-- BEGIN --
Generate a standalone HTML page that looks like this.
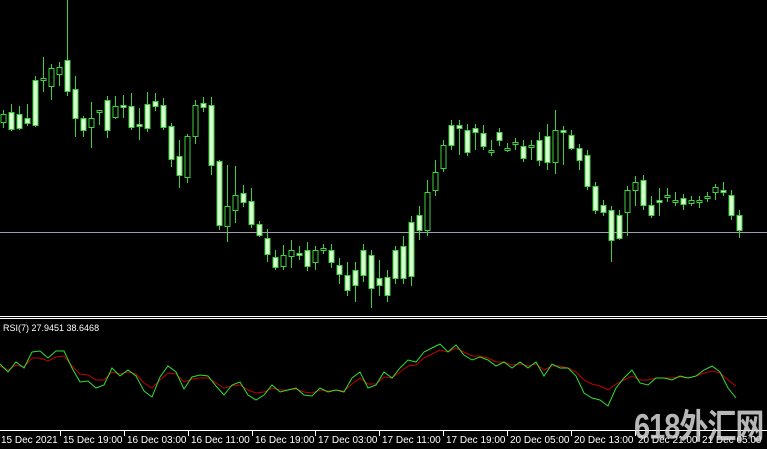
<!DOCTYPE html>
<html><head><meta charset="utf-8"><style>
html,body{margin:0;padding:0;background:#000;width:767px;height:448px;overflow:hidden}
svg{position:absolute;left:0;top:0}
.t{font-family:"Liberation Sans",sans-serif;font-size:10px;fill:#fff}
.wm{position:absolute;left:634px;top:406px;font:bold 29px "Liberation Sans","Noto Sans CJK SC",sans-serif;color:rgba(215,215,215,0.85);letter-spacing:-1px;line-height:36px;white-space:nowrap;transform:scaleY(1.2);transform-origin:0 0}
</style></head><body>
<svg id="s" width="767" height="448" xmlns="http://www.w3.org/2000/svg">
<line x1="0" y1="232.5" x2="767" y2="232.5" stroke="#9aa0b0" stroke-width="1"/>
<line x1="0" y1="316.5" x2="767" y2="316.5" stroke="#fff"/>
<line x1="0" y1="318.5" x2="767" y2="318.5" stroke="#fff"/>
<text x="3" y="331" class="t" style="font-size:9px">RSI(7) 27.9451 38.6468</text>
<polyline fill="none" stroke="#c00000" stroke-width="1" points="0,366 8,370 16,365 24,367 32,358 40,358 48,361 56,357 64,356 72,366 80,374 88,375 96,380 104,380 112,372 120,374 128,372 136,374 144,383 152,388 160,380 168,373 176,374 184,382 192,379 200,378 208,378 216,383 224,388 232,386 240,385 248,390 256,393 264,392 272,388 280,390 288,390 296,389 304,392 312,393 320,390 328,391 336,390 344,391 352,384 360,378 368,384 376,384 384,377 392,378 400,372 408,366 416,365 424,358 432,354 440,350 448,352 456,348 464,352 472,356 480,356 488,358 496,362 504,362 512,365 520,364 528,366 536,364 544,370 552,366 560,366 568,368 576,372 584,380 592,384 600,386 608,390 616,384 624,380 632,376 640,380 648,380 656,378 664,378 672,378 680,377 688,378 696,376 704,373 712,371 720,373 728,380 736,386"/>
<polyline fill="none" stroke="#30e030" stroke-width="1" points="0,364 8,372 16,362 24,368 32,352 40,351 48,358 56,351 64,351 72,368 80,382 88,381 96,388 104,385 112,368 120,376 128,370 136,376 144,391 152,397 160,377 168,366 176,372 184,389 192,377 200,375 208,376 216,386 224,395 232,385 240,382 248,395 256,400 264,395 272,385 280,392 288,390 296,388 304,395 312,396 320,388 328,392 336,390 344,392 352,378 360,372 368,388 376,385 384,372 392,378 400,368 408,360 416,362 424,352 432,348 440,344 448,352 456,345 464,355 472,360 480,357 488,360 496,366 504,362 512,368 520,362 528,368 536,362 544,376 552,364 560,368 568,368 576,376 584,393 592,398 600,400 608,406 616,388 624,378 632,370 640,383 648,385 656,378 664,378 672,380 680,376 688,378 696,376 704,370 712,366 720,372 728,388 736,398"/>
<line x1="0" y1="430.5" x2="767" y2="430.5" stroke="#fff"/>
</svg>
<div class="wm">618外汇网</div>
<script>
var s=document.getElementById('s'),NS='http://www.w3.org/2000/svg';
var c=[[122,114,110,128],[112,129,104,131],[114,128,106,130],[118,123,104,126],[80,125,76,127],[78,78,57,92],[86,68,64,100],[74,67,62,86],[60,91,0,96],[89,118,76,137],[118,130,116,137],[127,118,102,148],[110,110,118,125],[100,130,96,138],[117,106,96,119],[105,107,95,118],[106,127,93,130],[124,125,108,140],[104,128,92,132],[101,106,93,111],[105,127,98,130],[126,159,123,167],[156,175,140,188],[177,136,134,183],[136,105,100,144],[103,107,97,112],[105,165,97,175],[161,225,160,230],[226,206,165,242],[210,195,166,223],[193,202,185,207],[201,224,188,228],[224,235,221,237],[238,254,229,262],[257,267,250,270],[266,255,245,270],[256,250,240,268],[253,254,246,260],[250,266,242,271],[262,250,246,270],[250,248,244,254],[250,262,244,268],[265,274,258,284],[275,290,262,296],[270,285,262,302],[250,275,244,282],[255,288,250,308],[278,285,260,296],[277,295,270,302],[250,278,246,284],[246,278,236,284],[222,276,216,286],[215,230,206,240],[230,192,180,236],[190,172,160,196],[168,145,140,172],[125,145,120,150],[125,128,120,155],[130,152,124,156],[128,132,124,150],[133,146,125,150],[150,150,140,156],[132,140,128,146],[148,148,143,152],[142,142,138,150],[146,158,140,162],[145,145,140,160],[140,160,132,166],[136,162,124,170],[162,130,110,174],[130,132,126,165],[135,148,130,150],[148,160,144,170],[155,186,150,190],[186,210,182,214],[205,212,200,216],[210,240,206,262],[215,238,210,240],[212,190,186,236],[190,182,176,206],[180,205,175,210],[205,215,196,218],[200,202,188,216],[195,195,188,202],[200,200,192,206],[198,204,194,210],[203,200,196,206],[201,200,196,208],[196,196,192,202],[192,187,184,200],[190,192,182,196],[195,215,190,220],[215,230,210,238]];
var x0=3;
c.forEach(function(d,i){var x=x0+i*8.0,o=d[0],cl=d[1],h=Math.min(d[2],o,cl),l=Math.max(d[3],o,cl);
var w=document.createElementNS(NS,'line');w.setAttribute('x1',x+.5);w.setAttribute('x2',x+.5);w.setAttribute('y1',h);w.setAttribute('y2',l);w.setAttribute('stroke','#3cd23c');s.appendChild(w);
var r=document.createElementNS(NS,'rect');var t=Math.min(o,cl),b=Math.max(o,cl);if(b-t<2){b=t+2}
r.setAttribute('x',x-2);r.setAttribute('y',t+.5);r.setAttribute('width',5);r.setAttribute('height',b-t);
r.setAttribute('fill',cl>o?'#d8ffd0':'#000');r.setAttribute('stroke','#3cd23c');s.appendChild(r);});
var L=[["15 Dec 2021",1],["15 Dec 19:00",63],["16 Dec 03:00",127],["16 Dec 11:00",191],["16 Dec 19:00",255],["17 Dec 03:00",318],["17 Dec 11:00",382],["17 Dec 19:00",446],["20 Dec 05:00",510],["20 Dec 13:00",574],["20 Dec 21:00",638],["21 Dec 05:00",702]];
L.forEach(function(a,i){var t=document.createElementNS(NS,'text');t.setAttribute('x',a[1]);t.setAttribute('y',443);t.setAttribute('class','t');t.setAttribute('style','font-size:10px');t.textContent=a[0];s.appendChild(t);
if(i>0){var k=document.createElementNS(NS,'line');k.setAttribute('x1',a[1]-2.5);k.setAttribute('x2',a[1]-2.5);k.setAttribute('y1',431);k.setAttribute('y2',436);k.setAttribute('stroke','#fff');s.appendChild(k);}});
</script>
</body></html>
-- END --
What is needed> Make an exact copy of the data above, pictures excluded.

Completed exercise>
Generate a standalone HTML page that looks like this.
<!DOCTYPE html>
<html><head><meta charset="utf-8"><style>
html,body{margin:0;padding:0;background:#000;width:767px;height:448px;overflow:hidden}
svg{position:absolute;left:0;top:0}
.t{font-family:"Liberation Sans",sans-serif;font-size:10px;fill:#fff}
.wm{position:absolute;left:634px;top:406px;font:bold 29px "Liberation Sans","Noto Sans CJK SC",sans-serif;color:rgba(215,215,215,0.85);letter-spacing:-1px;line-height:36px;white-space:nowrap;transform:scaleY(1.2);transform-origin:0 0}
</style></head><body>
<svg id="s" width="767" height="448" xmlns="http://www.w3.org/2000/svg">
<line x1="0" y1="232.5" x2="767" y2="232.5" stroke="#9aa0b0" stroke-width="1"/>
<line x1="0" y1="316.5" x2="767" y2="316.5" stroke="#fff"/>
<line x1="0" y1="318.5" x2="767" y2="318.5" stroke="#fff"/>
<text x="3" y="331" class="t" style="font-size:9px">RSI(7) 27.9451 38.6468</text>
<polyline fill="none" stroke="#c00000" stroke-width="1" points="0,366 8,370 16,365 24,367 32,358 40,358 48,361 56,357 64,356 72,366 80,374 88,375 96,380 104,380 112,372 120,374 128,372 136,374 144,383 152,388 160,380 168,373 176,374 184,382 192,379 200,378 208,378 216,383 224,388 232,386 240,385 248,390 256,393 264,392 272,388 280,390 288,390 296,389 304,392 312,393 320,390 328,391 336,390 344,391 352,384 360,378 368,384 376,384 384,377 392,378 400,372 408,366 416,365 424,358 432,354 440,350 448,352 456,348 464,352 472,356 480,356 488,358 496,362 504,362 512,365 520,364 528,366 536,364 544,370 552,366 560,366 568,368 576,372 584,380 592,384 600,386 608,390 616,384 624,380 632,376 640,380 648,380 656,378 664,378 672,378 680,377 688,378 696,376 704,373 712,371 720,373 728,380 736,386"/>
<polyline fill="none" stroke="#30e030" stroke-width="1" points="0,364 8,372 16,362 24,368 32,352 40,351 48,358 56,351 64,351 72,368 80,382 88,381 96,388 104,385 112,368 120,376 128,370 136,376 144,391 152,397 160,377 168,366 176,372 184,389 192,377 200,375 208,376 216,386 224,395 232,385 240,382 248,395 256,400 264,395 272,385 280,392 288,390 296,388 304,395 312,396 320,388 328,392 336,390 344,392 352,378 360,372 368,388 376,385 384,372 392,378 400,368 408,360 416,362 424,352 432,348 440,344 448,352 456,345 464,355 472,360 480,357 488,360 496,366 504,362 512,368 520,362 528,368 536,362 544,376 552,364 560,368 568,368 576,376 584,393 592,398 600,400 608,406 616,388 624,378 632,370 640,383 648,385 656,378 664,378 672,380 680,376 688,378 696,376 704,370 712,366 720,372 728,388 736,398"/>
<line x1="0" y1="430.5" x2="767" y2="430.5" stroke="#fff"/>
</svg>
<div class="wm">618外汇网</div>
<script>
var s=document.getElementById('s'),NS='http://www.w3.org/2000/svg';
var c=[[122,114,110,128],[112,129,104,131],[114,128,106,130],[118,123,104,126],[80,125,76,127],[78,78,57,92],[86,68,64,100],[74,67,62,86],[60,91,0,96],[89,118,76,137],[118,130,116,137],[127,118,102,148],[110,110,118,125],[100,130,96,138],[117,106,96,119],[105,107,95,118],[106,127,93,130],[124,125,108,140],[104,128,92,132],[101,106,93,111],[105,127,98,130],[126,159,123,167],[156,175,140,188],[177,136,134,183],[136,105,100,144],[103,107,97,112],[105,165,97,175],[161,225,160,230],[226,206,165,242],[210,195,166,223],[193,202,185,207],[201,224,188,228],[224,235,221,237],[238,254,229,262],[257,267,250,270],[266,255,245,270],[256,250,240,268],[253,254,246,260],[250,266,242,271],[262,250,246,270],[250,248,244,254],[250,262,244,268],[265,274,258,284],[275,290,262,296],[270,285,262,302],[250,275,244,282],[255,288,250,308],[278,285,260,296],[277,295,270,302],[250,278,246,284],[246,278,236,284],[222,276,216,286],[215,230,206,240],[230,192,180,236],[190,172,160,196],[168,145,140,172],[125,145,120,150],[125,128,120,155],[130,152,124,156],[128,132,124,150],[133,146,125,150],[150,150,140,156],[132,140,128,146],[148,148,143,152],[142,142,138,150],[146,158,140,162],[145,145,140,160],[140,160,132,166],[136,162,124,170],[162,130,110,174],[130,132,126,165],[135,148,130,150],[148,160,144,170],[155,186,150,190],[186,210,182,214],[205,212,200,216],[210,240,206,262],[215,238,210,240],[212,190,186,236],[190,182,176,206],[180,205,175,210],[205,215,196,218],[200,202,188,216],[195,195,188,202],[200,200,192,206],[198,204,194,210],[203,200,196,206],[201,200,196,208],[196,196,192,202],[192,187,184,200],[190,192,182,196],[195,215,190,220],[215,230,210,238]];
var x0=3;
c.forEach(function(d,i){var x=x0+i*8.0,o=d[0],cl=d[1],h=Math.min(d[2],o,cl),l=Math.max(d[3],o,cl);
var w=document.createElementNS(NS,'line');w.setAttribute('x1',x+.5);w.setAttribute('x2',x+.5);w.setAttribute('y1',h);w.setAttribute('y2',l);w.setAttribute('stroke','#3cd23c');s.appendChild(w);
var r=document.createElementNS(NS,'rect');var t=Math.min(o,cl),b=Math.max(o,cl);if(b-t<2){b=t+2}
r.setAttribute('x',x-2);r.setAttribute('y',t+.5);r.setAttribute('width',5);r.setAttribute('height',b-t);
r.setAttribute('fill',cl>o?'#d8ffd0':'#000');r.setAttribute('stroke','#3cd23c');s.appendChild(r);});
var L=[["15 Dec 2021",1],["15 Dec 19:00",63],["16 Dec 03:00",127],["16 Dec 11:00",191],["16 Dec 19:00",255],["17 Dec 03:00",318],["17 Dec 11:00",382],["17 Dec 19:00",446],["20 Dec 05:00",510],["20 Dec 13:00",574],["20 Dec 21:00",638],["21 Dec 05:00",702]];
L.forEach(function(a,i){var t=document.createElementNS(NS,'text');t.setAttribute('x',a[1]);t.setAttribute('y',443);t.setAttribute('class','t');t.setAttribute('style','font-size:10px');t.textContent=a[0];s.appendChild(t);
if(i>0){var k=document.createElementNS(NS,'line');k.setAttribute('x1',a[1]-2.5);k.setAttribute('x2',a[1]-2.5);k.setAttribute('y1',431);k.setAttribute('y2',436);k.setAttribute('stroke','#fff');s.appendChild(k);}});
</script>
</body></html>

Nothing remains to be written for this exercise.